Another gotcha I run into quite often is that features & properties which require on-disk format changes are not transparent. For instance on Windows you can turn on BitLocker and it will kick off a background process to encrypt the volume. On ZFS you would have to create an encrypted dataset, move everything into it, update all your mountpoints, and kill the old dataset. Similarly if you want to change compression or record-size these require rewriting the whole dataset.

This isn’t too bad, and actually I’ve learned to appreciate the simplicity, in that ZFS doesn’t try to hide what would be a very expensive operation behind an innocently named switch or tunable. However it is something I will occasionally stumble over. This goes double for pools, which have some properties that cannot be changed, like ashift=. That being said I’m sure this criticism applies to basically any complex filesystem or volume manager, and ZFS combines both into one.

CLI done right

The ZFS command line (zpool for pool operations, zfs for dataset operations, and zdb when you fuck up) is perhaps one of the best interfaces I’ve ever seen. The documentation is superb, the options tend to be both obvious and consistent, and the commands are pretty good about stopping you from doing stupid things. (Particularly zpool is pretty good about stopping you from doing things that would compromise a pools availability or resilliency.) Furthermore all the commands support both human-readable and machine-readable outputs, making automation of common tasks fairly painless.
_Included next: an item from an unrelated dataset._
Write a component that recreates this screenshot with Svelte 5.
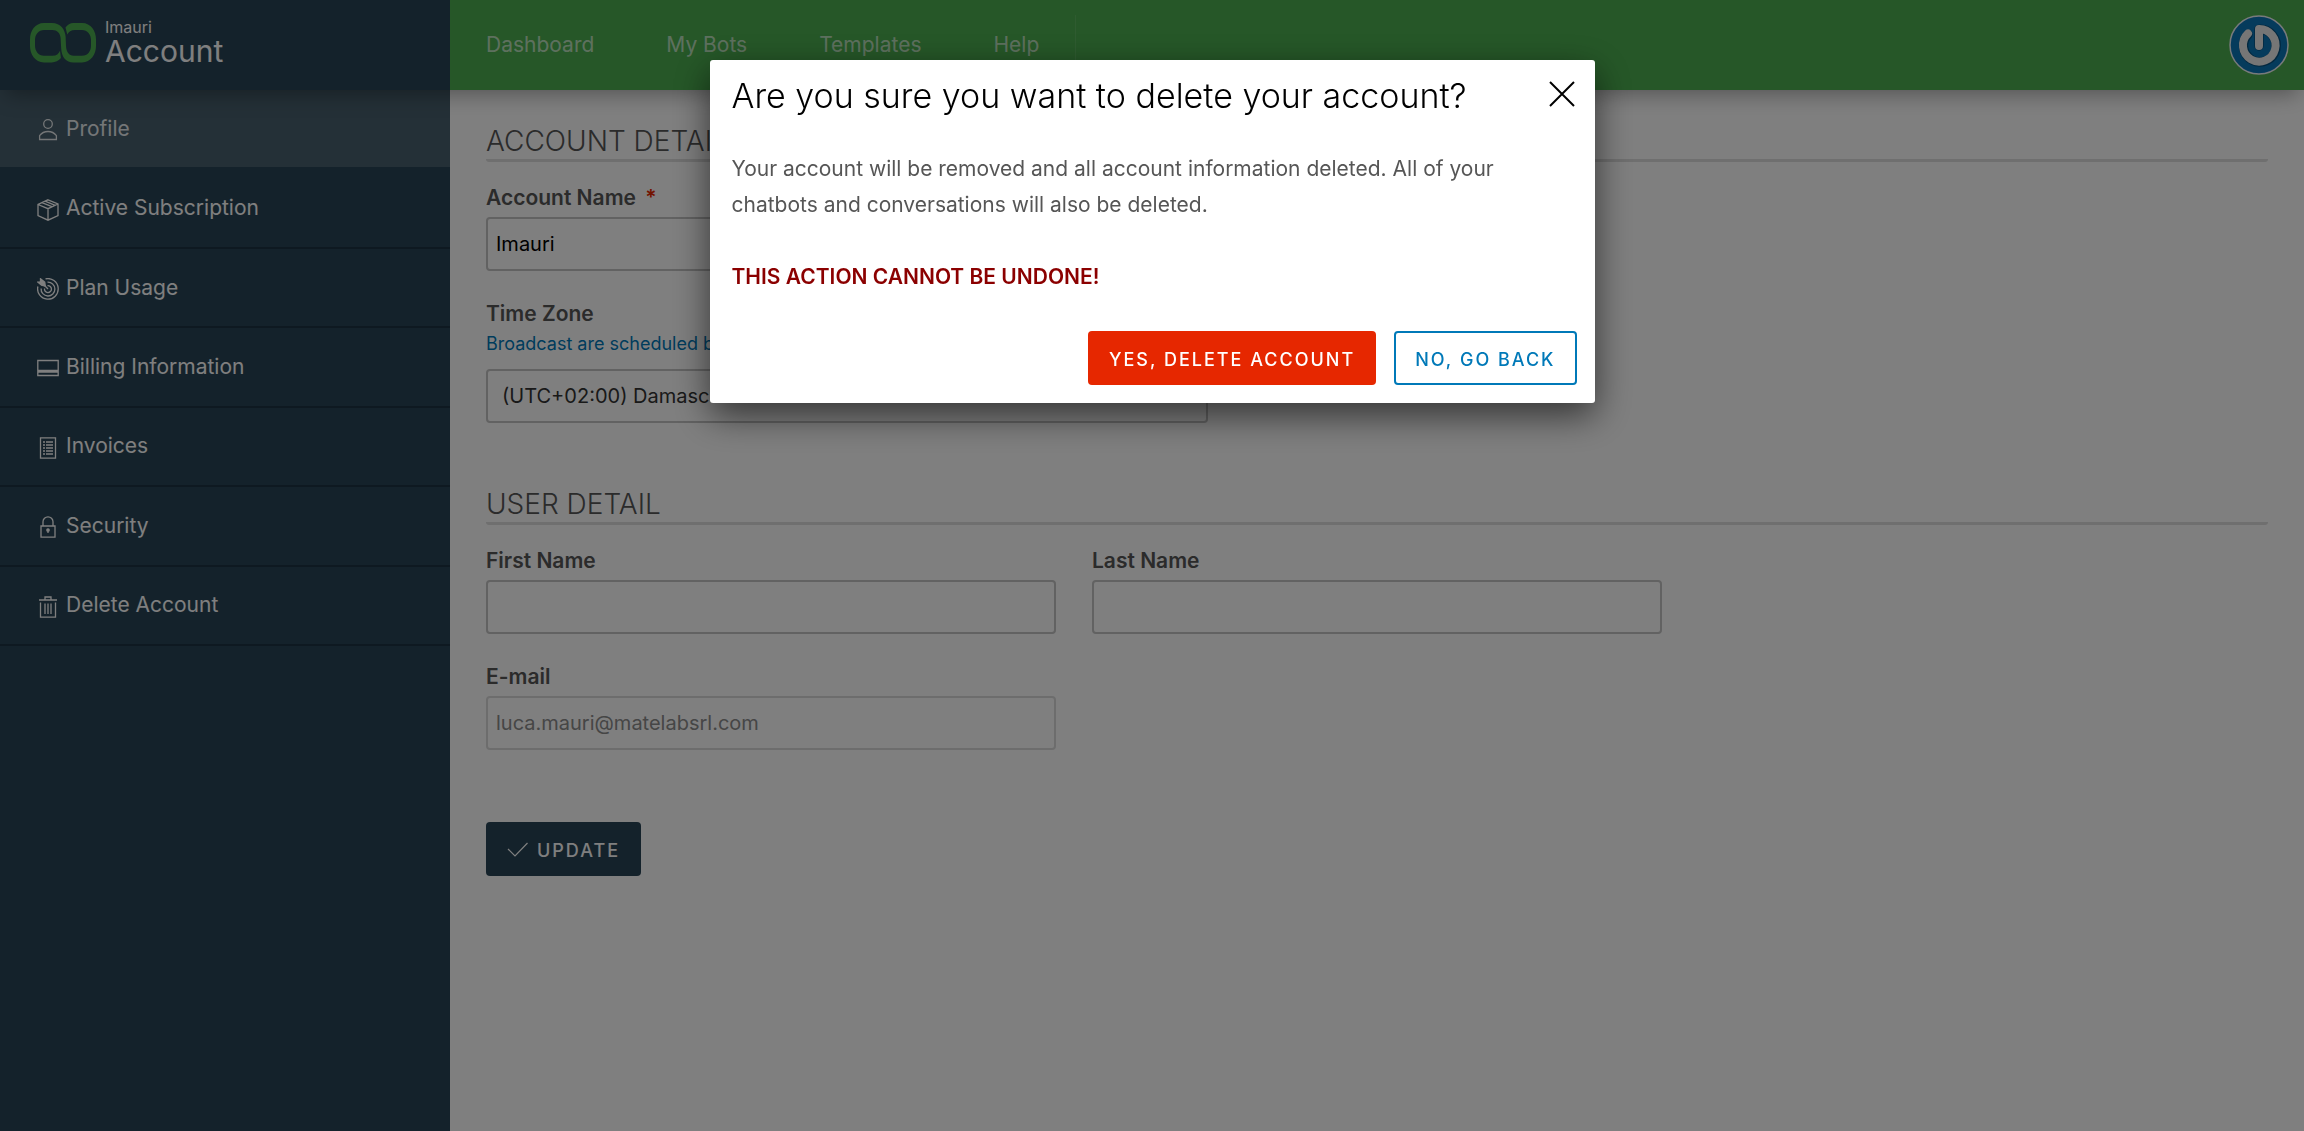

One other thing, which I don’t hear many people talk about, is ZFS delegation. The ability to hand a subset of operations out to unprivileged users is fantastic. Figuring out what permissions you need for any particular operation can be a bit challenging, but it’s really nice to be able to run backups w/ an otherwise unprivileged account. (However, make no mistake, an account that can create and destroy datasets & snapshots, even if they’re “just backups”, is still very privileged.)